Find the lines that hold the word "React" and return them.

▶ _RECORDS_
^^^^^^^^^^^^^^^^

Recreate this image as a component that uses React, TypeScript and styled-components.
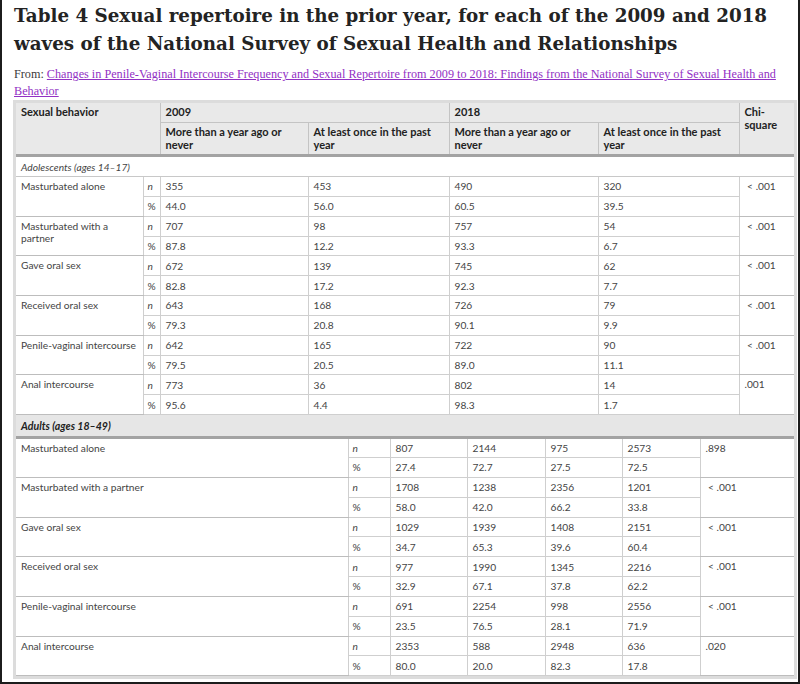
import React from "react";
import styled, { createGlobalStyle } from "styled-components";

type Row = {
  label: string;
  n: string[];
  pct: string[];
  chi: string;
};

const adolescents: Row[] = [
  { label: "Masturbated alone", n: ["355", "453", "490", "320"], pct: ["44.0", "56.0", "60.5", "39.5"], chi: "\u00a0< .001" },
  { label: "Masturbated with a partner", n: ["707", "98", "757", "54"], pct: ["87.8", "12.2", "93.3", "6.7"], chi: "\u00a0< .001" },
  { label: "Gave oral sex", n: ["672", "139", "745", "62"], pct: ["82.8", "17.2", "92.3", "7.7"], chi: "\u00a0< .001" },
  { label: "Received oral sex", n: ["643", "168", "726", "79"], pct: ["79.3", "20.8", "90.1", "9.9"], chi: "\u00a0< .001" },
  { label: "Penile-vaginal intercourse", n: ["642", "165", "722", "90"], pct: ["79.5", "20.5", "89.0", "11.1"], chi: "\u00a0< .001" },
  { label: "Anal intercourse", n: ["773", "36", "802", "14"], pct: ["95.6", "4.4", "98.3", "1.7"], chi: ".001" },
];

const adults: Row[] = [
  { label: "Masturbated alone", n: ["807", "2144", "975", "2573"], pct: ["27.4", "72.7", "27.5", "72.5"], chi: ".898" },
  { label: "Masturbated with a partner", n: ["1708", "1238", "2356", "1201"], pct: ["58.0", "42.0", "66.2", "33.8"], chi: "\u00a0< .001" },
  { label: "Gave oral sex", n: ["1029", "1939", "1408", "2151"], pct: ["34.7", "65.3", "39.6", "60.4"], chi: "\u00a0< .001" },
  { label: "Received oral sex", n: ["977", "1990", "1345", "2216"], pct: ["32.9", "67.1", "37.8", "62.2"], chi: "\u00a0< .001" },
  { label: "Penile-vaginal intercourse", n: ["691", "2254", "998", "2556"], pct: ["23.5", "76.5", "28.1", "71.9"], chi: "\u00a0< .001" },
  { label: "Anal intercourse", n: ["2353", "588", "2948", "636"], pct: ["80.0", "20.0", "82.3", "17.8"], chi: ".020" },
];

const teenCols = [127, 17, 148, 141, 149, 141, 55];
const adultCols = [332, 42, 77, 78, 77, 78, 94];

const GlobalStyle = createGlobalStyle`
  html, body {
    margin: 0;
    padding: 0;
    background: #fff;
  }
`;

const App: React.FC = () => {
  return (
    <>
      <GlobalStyle />
      <Frame>
        <Title>
          Table 4 Sexual repertoire in the prior year, for each of the 2009 and 2018 waves of the
          National Survey of Sexual Health and Relationships
        </Title>
        <Source>
          From:{" "}
          <SourceLink href="#">
            Changes in Penile-Vaginal Intercourse Frequency and Sexual Repertoire from 2009 to
            2018: Findings from the National Survey of Sexual Health and Behavior
          </SourceLink>
        </Source>

        <TableBox>
          <Table>
            <ColGroup widths={teenCols} />
            <thead>
              <tr>
                <HeadCell colSpan={2} rowSpan={2}>Sexual behavior</HeadCell>
                <HeadCell colSpan={2} $split>2009</HeadCell>
                <HeadCell colSpan={2} $split>2018</HeadCell>
                <HeadCell rowSpan={2} $last>Chi-square</HeadCell>
              </tr>
              <tr>
                <HeadCell>More than a year ago or never</HeadCell>
                <HeadCell>At least once in the past year</HeadCell>
                <HeadCell>More than a year ago or never</HeadCell>
                <HeadCell>At least once in the past year</HeadCell>
              </tr>
            </thead>
            <tbody>
              <tr>
                <GroupCell colSpan={7}>Adolescents (ages 14–17)</GroupCell>
              </tr>
              {adolescents.map((row) => (
                <BehaviorRows key={row.label} row={row} />
              ))}
            </tbody>
          </Table>

          <Table>
            <ColGroup widths={adultCols} />
            <tbody>
              <tr>
                <AdultGroupCell colSpan={7}>Adults (ages 18–49)</AdultGroupCell>
              </tr>
              {adults.map((row) => (
                <BehaviorRows key={row.label} row={row} />
              ))}
            </tbody>
          </Table>
        </TableBox>
      </Frame>
    </>
  );
};

const ColGroup: React.FC<{ widths: number[] }> = ({ widths }) => (
  <colgroup>
    {widths.map((w, i) => (
      <Col key={i} $w={w} />
    ))}
  </colgroup>
);

const BehaviorRows: React.FC<{ row: Row }> = ({ row }) => (
  <>
    <SubRow>
      <LabelCell rowSpan={2}>{row.label}</LabelCell>
      <UnitCell>
        <i>n</i>
      </UnitCell>
      {row.n.map((v, i) => (
        <Cell key={i}>{v}</Cell>
      ))}
      <ChiCell rowSpan={2}>{row.chi}</ChiCell>
    </SubRow>
    <SubRow>
      <UnitCell>%</UnitCell>
      {row.pct.map((v, i) => (
        <Cell key={i}>{v}</Cell>
      ))}
    </SubRow>
  </>
);

const Frame = styled.main`
  width: 800px;
  height: 684px;
  box-sizing: border-box;
  overflow: hidden;
  border: 2px solid #1c1c1c;
  border-top: none;
  padding: 0 0 0 12px;
  background: #fff;
`;

const Title = styled.h1`
  margin: 0;
  padding-top: 2px;
  font-family: "DejaVu Serif", "Liberation Serif", serif;
  font-weight: 700;
  font-size: 18.3px;
  line-height: 28px;
  color: #232323;
  width: 780px;
`;

const Source = styled.p`
  margin: 8px 0 0 0;
  font-family: "Liberation Serif", "DejaVu Serif", serif;
  font-size: 12.2px;
  line-height: 17px;
  color: #3a3a3a;
  width: 780px;
`;

const SourceLink = styled.a`
  color: #9231c4;
  text-decoration: underline;
`;

const TableBox = styled.div`
  margin-left: -1px;
  width: 784px;
  box-sizing: border-box;
  border: 3px solid #dcdcdc;
  background: #fff;
`;

const Table = styled.table`
  width: 100%;
  table-layout: fixed;
  border-collapse: collapse;
  font-family: Lato, "Liberation Sans", sans-serif;
  font-size: 10.2px;
  color: #444;
`;

const Col = styled.col<{ $w: number }>`
  width: ${({ $w }) => $w}px;
`;

const HeadCell = styled.th<{ $split?: boolean; $last?: boolean }>`
  background: #e9e9e9;
  color: #222;
  font-size: 11px;
  font-weight: 700;
  text-align: left;
  vertical-align: top;
  line-height: 12.5px;
  padding: 3px 5px 3px 5px;
  border-right: ${({ $last }) => ($last ? "none" : "1px solid #c4c4c4")};
  border-bottom: ${({ $split }) => ($split ? "1px solid #c4c4c4" : "none")};
  height: 13px;

  tr:last-child > & {
    height: 25px;
    border-bottom: 3px solid #a3a3a3;
  }

  tr:first-child > &[rowspan] {
    border-bottom: 3px solid #a3a3a3;
  }
`;

const GroupCell = styled.td`
  font-style: italic;
  height: 19px;
  padding: 0 5px;
  border-bottom: 1px solid #c8c8c8;
`;

const AdultGroupCell = styled(GroupCell)`
  background: #e6e6e6;
  color: #222;
  font-size: 10.6px;
  font-weight: 700;
  height: 21px;
  border-bottom: 3px solid #a3a3a3;
`;

const SubRow = styled.tr`
  height: 19.85px;
`;

const Cell = styled.td`
  padding: 0 5px;
  line-height: 12px;
  vertical-align: middle;
  border-right: 1px solid #cfcfcf;
  border-bottom: 1px solid #cfcfcf;
  white-space: nowrap;
`;

const LabelCell = styled(Cell)`
  vertical-align: top;
  padding: 3px 2px 0 5px;
  white-space: normal;
  border-bottom-color: #bdbdbd;
`;

const UnitCell = styled(Cell)`
  padding: 0 3px 0 4px;
`;

const ChiCell = styled(Cell)`
  vertical-align: top;
  padding-top: 3px;
  border-right: none;
  border-bottom-color: #bdbdbd;
`;

export default App;
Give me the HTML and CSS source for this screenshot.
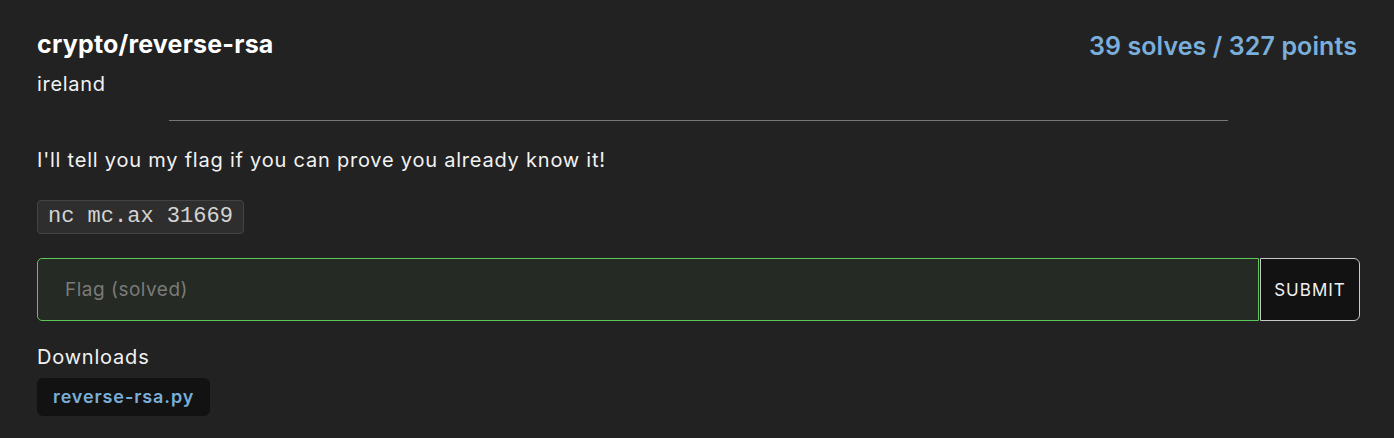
FILE: index.html
```html
<!DOCTYPE html>
<html>
<head>
<meta charset="utf-8">
<link rel="stylesheet" href="styles.css">
</head>
<body>
<div class="card">
  <div class="head">
    <div class="titles">
      <div class="title">crypto/reverse-rsa</div>
      <div class="author">ireland</div>
    </div>
    <div class="score">39 solves / 327 points</div>
  </div>
  <hr class="divider">
  <p class="desc">I'll tell you my flag if you can prove you already know it!</p>
  <code class="cmd">nc mc.ax 31669</code>
  <form class="flag">
    <input class="flag-input" type="text" placeholder="Flag (solved)">
    <button class="submit" type="button">SUBMIT</button>
  </form>
  <div class="dl-title">Downloads</div>
  <a class="dl">reverse-rsa.py</a>
</div>
</body>
</html>
```
FILE: styles.css
```css
html, body {
  margin: 0;
  background: #222222;
}
body {
  font-family: Inter, "Noto Sans", sans-serif;
  color: #f2f2f2;
}
.card {
  padding: 28px 34px 0 37px;
  display: flex;
  flex-direction: column;
  align-items: flex-start;
}
.head {
  display: flex;
  justify-content: space-between;
  align-items: flex-start;
  width: 100%;
}
.title {
  font-size: 25px;
  font-weight: 700;
  line-height: 32px;
  letter-spacing: 0.2px;
  color: #ffffff;
}
.author {
  font-size: 20px;
  line-height: 28px;
  letter-spacing: 0.7px;
  margin-top: 10px;
}
.score {
  font-size: 25px;
  font-weight: 600;
  color: #7aafdb;
  line-height: 32px;
  letter-spacing: 0.1px;
  margin: 2px 3px 0 0;
}
.divider {
  width: 80%;
  border: 0;
  border-top: 1px solid #777;
  margin: 22px auto 25px auto;
}
.desc {
  margin: 0;
  font-size: 20px;
  line-height: 28px;
  letter-spacing: 0.78px;
}
.cmd {
  margin-top: 26px;
  font-family: "Liberation Mono", monospace;
  font-size: 22px;
  line-height: 24px;
  color: #d4d4d4;
  background: #2e2e2e;
  border: 1px solid #444;
  border-radius: 4px;
  padding: 4px 10px;
}
.flag {
  margin: 24px 0 0 0;
  display: flex;
  width: 100%;
  height: 63px;
}
.flag-input {
  flex: 1;
  min-width: 0;
  box-sizing: border-box;
  height: 63px;
  background: #262a24;
  border: 1px solid #5cc858;
  border-radius: 5px 0 0 5px;
  padding: 0 27px;
  font-family: Inter, sans-serif;
  font-size: 19px;
  letter-spacing: 0.5px;
  color: #eee;
  outline: none;
}
.flag-input::placeholder {
  color: #7a7a7a;
}
.submit {
  box-sizing: border-box;
  height: 63px;
  width: 100px;
  margin-left: 1px;
  background: #121212;
  border: 1px solid #c8c8c8;
  border-radius: 0 6px 6px 0;
  color: #f0f0f0;
  font-family: Inter, sans-serif;
  font-size: 17px;
  letter-spacing: 1px;
  padding: 0;
}
.dl-title {
  margin-top: 23px;
  font-size: 20px;
  line-height: 26px;
  letter-spacing: 0.8px;
}
.dl {
  margin-top: 8px;
  background: #121212;
  border-radius: 6px;
  padding: 6px 16px;
  font-size: 18px;
  line-height: 26px;
  font-weight: 600;
  color: #79aed8;
  letter-spacing: 0.9px;
}
```
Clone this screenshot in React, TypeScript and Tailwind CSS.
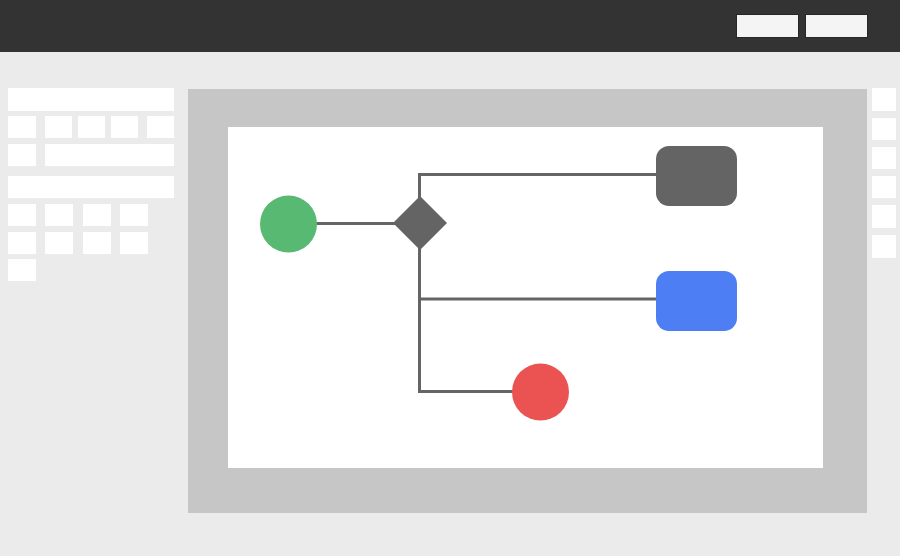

^^^^^^^^^^^^^^^^

▶ _TASK RESULT_
Recreate this image as a component that uses React, TypeScript and styled-components.
import React from "react";
const App: React.FC = () => {
const ColGroup: React.FC<{ widths: number[] }> = ({ widths }) => (
const BehaviorRows: React.FC<{ row: Row }> = ({ row }) => (
Clone this screenshot in React, TypeScript and Tailwind CSS.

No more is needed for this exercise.